New Orleans Shrimp Creole Recipe
By Ann
Try a spicy, zesty, delicious taste of New Orleans for dinner this evening. Shrimp Creole is a classic New Orleans recipe; loaded with flavor, it is simple to create, and this is quite possibly the best shrimp creole you will taste outside of Louisiana.
Prep Time: 30 minutes
Cook time: 45 minutes
Ingredients:
● 3 TBSP Olive Oil
● 2 cups Onion, finely chopped
● 1 Celery Stalk, chopped
● 1 cup Bell Pepper, chopped
● 8 Garlic Cloves, minced
● 1 (28oz can) Diced Tomatoes
● 1 (28oz can) Crushed Tomatoes
● 1 tsp Salt Free Seasoning Blend
● 2 Bay Leaves
● 2 TBSP Sugar
● 1 tsp Salt
● 1 tsp Pepper
● 1 cup Vegetable Stock
● 2 lbs Raw Shrimp, peeled
● 4 TBSP Flour
Directions:
● Heat olive oil in a large pot over medium heat.
● Add onion, celery, bell pepper and garlic; sauté until soft.
● Add crushed tomatoes and diced tomatoes, bay leaves, salt free seasoning, sugar, salt, pepper ans vegetable stock. Reduce heat to low, and cook for 30 minutes; cover for the first 20 minutes. Stir occasionally.
● Place the shrimp and flour in a Ziploc bag; shake to coat, set aside in refrigerator.
● Add shrimp to the sauce on the stove after the 30 minutes of cook time are up. Cook an additional 7 to 8 minutes, until the shrimp start to turn pink.
● Let stand 4 to 5 minutes to allow the shrimp time to cook.
● Serve over long grain rice.
● Refrigerate leftovers.
Makes 8 servings New Orleans Shrimp Creole
This sauce is amazing! Like all tomato based sauce recipes, it tastes better and better the longer it sits. Oh don’t get me wrong, it is excellent day 1, but it is even better day 2, and better still day 3!

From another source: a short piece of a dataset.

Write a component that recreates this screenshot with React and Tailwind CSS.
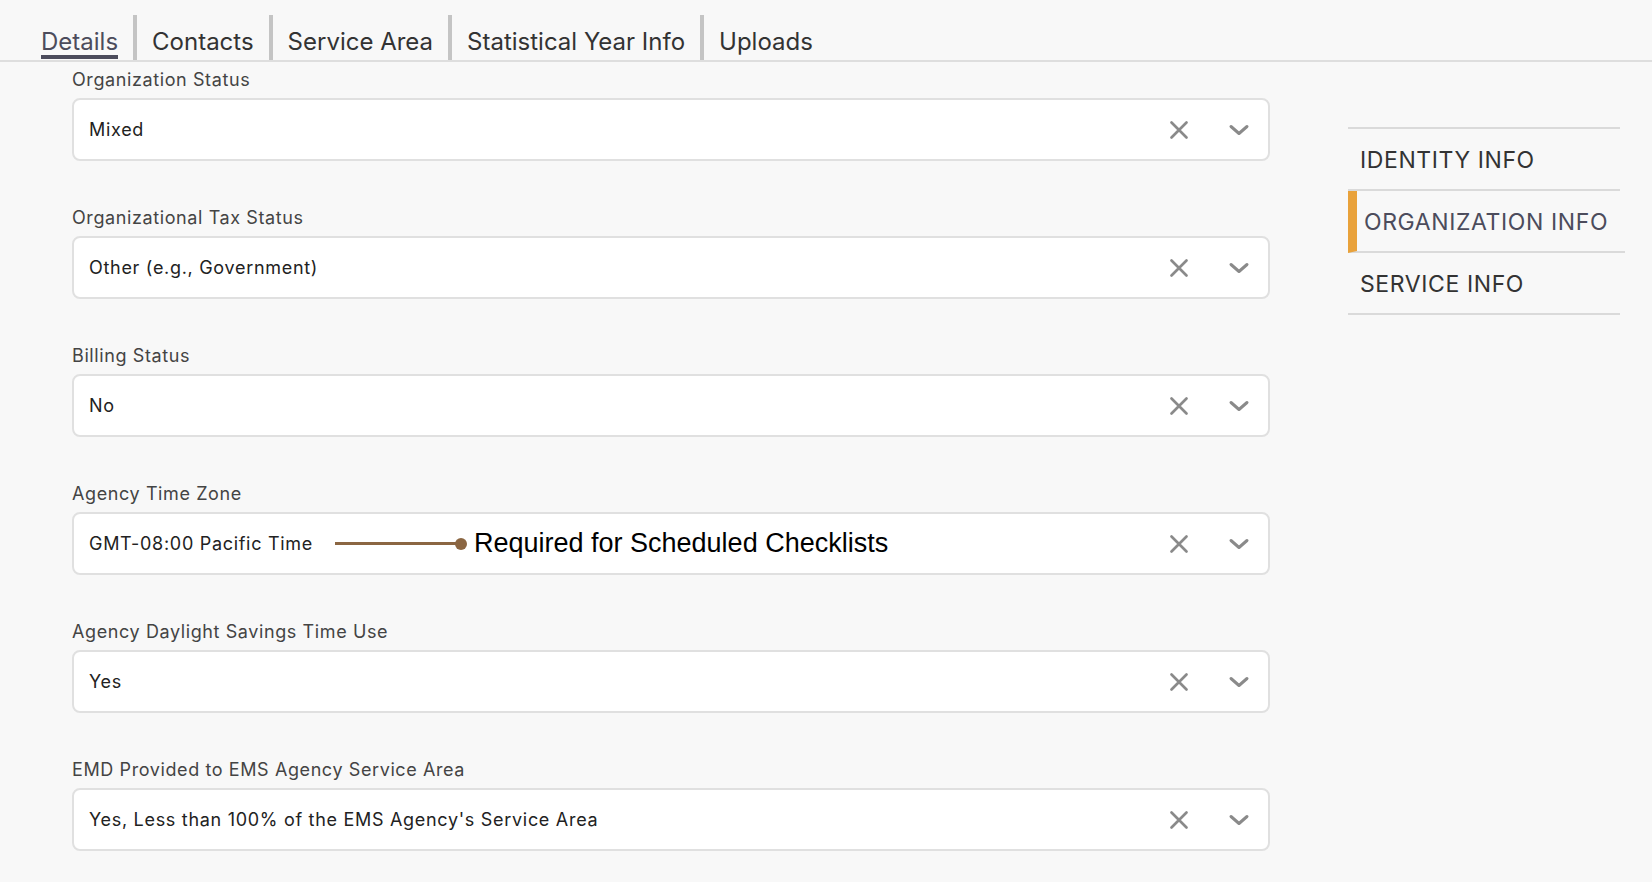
import React from "react";

const fields = [
  { label: "Organization Status", value: "Mixed" },
  { label: "Organizational Tax Status", value: "Other (e.g., Government)" },
  { label: "Billing Status", value: "No" },
  { label: "Agency Time Zone", value: "GMT-08:00 Pacific Time", note: true },
  { label: "Agency Daylight Savings Time Use", value: "Yes" },
  { label: "EMD Provided to EMS Agency Service Area", value: "Yes, Less than 100% of the EMS Agency's Service Area" },
];

const tabs = ["Details", "Contacts", "Service Area", "Statistical Year Info", "Uploads"];

function XIcon() {
  return (
    <svg width="24" height="24" viewBox="0 0 24 24" fill="none">
      <path d="M4.5 4.5 L19.5 19.5 M19.5 4.5 L4.5 19.5" stroke="#8a8a8a" strokeWidth="2.7" strokeLinecap="round" />
    </svg>
  );
}

function Chevron() {
  return (
    <svg width="24" height="24" viewBox="0 0 24 24" fill="none">
      <path d="M4 8.5 L12 15.5 L20 8.5" stroke="#8a8a8a" strokeWidth="3" strokeLinecap="round" strokeLinejoin="round" />
    </svg>
  );
}

export default function App() {
  return (
    <div className="w-[1652px] h-[882px] bg-[#f8f8f8] overflow-hidden text-[#222]" style={{ fontFamily: "Inter, 'Noto Sans', sans-serif" }}>
      <div className="h-[62px] flex items-end pl-[26px] border-b-2 border-[#dedede]">
        {tabs.map((t, i) => (
          <div
            key={t}
            className={`h-[45px] flex flex-col px-[15px] pt-[13px] ${i > 0 ? "border-l-4 border-[#c4c4c4]" : ""}`}
          >
            <span className={`text-[24px] leading-[28px] whitespace-nowrap ${i === 0 ? "text-[#4c4c5c]" : "text-[#333]"}`}>{t}</span>
            <div className={`h-[4px] mt-[-1px] ${i === 0 ? "bg-[#4c4c5c]" : "bg-transparent"}`} />
          </div>
        ))}
      </div>
      <div className="flex">
        <div className="w-[1270px] pl-[72px] pt-[6px]">
          {fields.map((f) => (
            <div key={f.label} className="mb-[45px]">
              <div className="text-[18px] leading-6 text-[#444] tracking-[0.6px] mb-[6px] whitespace-nowrap">{f.label}</div>
              <div className="h-[63px] bg-white border-2 border-[#e0e0e0] rounded-lg flex items-center pl-[15px] pr-[17px]">
                <span className="text-[18px] text-[#222] tracking-[0.7px] whitespace-nowrap">{f.value}</span>
                {f.note && (
                  <div className="flex items-center ml-[22px]">
                    <div className="w-[124px] h-[3px] bg-[#8b6642]" />
                    <div className="w-[12px] h-[12px] rounded-full bg-[#8b6642] ml-[-4px]" />
                    <span className="ml-[7px] text-[27px] text-black whitespace-nowrap" style={{ fontFamily: "'Liberation Sans', Arial, sans-serif" }}>
                      Required for Scheduled Checklists
                    </span>
                  </div>
                )}
                <div className="ml-auto flex items-center gap-[36px]">
                  <XIcon />
                  <Chevron />
                </div>
              </div>
            </div>
          ))}
        </div>
        <div className="ml-[78px] mt-[65px] w-[272px] border-t-2 border-[#dadada]">
          <div className="h-[62px] border-b-2 border-[#dadada] flex items-center pt-[2px] pl-[12px] text-[23px] text-[#333] tracking-[0.6px]">IDENTITY INFO</div>
          <div className="h-[62px] border-b-2 border-[#dadada] border-l-[9px] border-l-[#e9a23b] flex items-center pt-[2px] pl-[7px] text-[23px] text-[#4c4c5c] tracking-[0.6px] w-[277px]">ORGANIZATION INFO</div>
          <div className="h-[62px] border-b-2 border-[#dadada] flex items-center pt-[2px] pl-[12px] text-[23px] text-[#333] tracking-[0.6px]">SERVICE INFO</div>
        </div>
      </div>
    </div>
  );
}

You can add cooked chicken to the sauce (put it over spaghetti!), cooked beef (over mashed potatoes), and it is simply delicious. If you are putting in raw beef of chicken, test to make sure it is done. Hubby has only added cooked chicken to this sauce, so I can’t tell you how long it would take raw poultry or beef to cook in the sauce.